> TASK REQUIREMENTS
Set the data down again, exactly as it reads, but without the pictures.

** Start **

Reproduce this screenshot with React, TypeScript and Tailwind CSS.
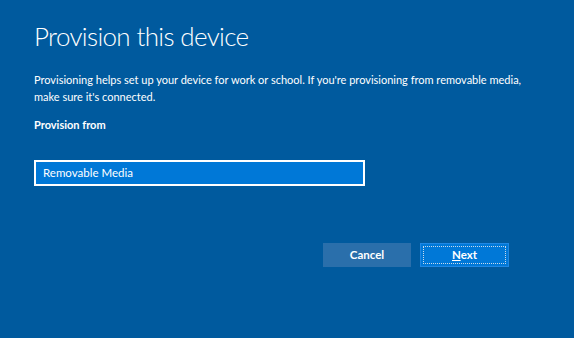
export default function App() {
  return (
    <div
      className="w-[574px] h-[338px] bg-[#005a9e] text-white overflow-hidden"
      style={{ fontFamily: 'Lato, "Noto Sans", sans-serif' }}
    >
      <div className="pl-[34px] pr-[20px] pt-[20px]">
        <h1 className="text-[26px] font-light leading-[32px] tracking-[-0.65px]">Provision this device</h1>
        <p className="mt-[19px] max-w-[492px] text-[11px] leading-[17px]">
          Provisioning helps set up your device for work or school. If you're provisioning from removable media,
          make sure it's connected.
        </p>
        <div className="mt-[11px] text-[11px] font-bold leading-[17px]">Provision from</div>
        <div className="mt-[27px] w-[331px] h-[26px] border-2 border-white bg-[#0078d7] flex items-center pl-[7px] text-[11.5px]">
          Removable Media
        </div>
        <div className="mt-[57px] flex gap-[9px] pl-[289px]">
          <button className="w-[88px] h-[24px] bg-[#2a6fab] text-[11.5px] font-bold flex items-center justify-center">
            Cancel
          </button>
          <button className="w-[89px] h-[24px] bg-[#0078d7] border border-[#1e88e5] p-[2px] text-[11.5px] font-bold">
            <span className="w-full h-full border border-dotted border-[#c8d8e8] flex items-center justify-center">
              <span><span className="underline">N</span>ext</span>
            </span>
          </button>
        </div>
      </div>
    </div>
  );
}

** End **

> THE RESULT
Reproduce this screenshot with React, TypeScript and Tailwind CSS.
export default function App() {
  return (
    <div
      className="w-[574px] h-[338px] bg-[#005a9e] text-white overflow-hidden"
      style={{ fontFamily: 'Lato, "Noto Sans", sans-serif' }}
    >
      <div className="pl-[34px] pr-[20px] pt-[20px]">
        <h1 className="text-[26px] font-light leading-[32px] tracking-[-0.65px]">Provision this device</h1>
        <p className="mt-[19px] max-w-[492px] text-[11px] leading-[17px]">
          Provisioning helps set up your device for work or school. If you're provisioning from removable media,
          make sure it's connected.
        </p>
        <div className="mt-[11px] text-[11px] font-bold leading-[17px]">Provision from</div>
        <div className="mt-[27px] w-[331px] h-[26px] border-2 border-white bg-[#0078d7] flex items-center pl-[7px] text-[11.5px]">
          Removable Media
        </div>
        <div className="mt-[57px] flex gap-[9px] pl-[289px]">
          <button className="w-[88px] h-[24px] bg-[#2a6fab] text-[11.5px] font-bold flex items-center justify-center">
            Cancel
          </button>
          <button className="w-[89px] h-[24px] bg-[#0078d7] border border-[#1e88e5] p-[2px] text-[11.5px] font-bold">
            <span className="w-full h-full border border-dotted border-[#c8d8e8] flex items-center justify-center">
              <span><span className="underline">N</span>ext</span>
            </span>
          </button>
        </div>
      </div>
    </div>
  );
}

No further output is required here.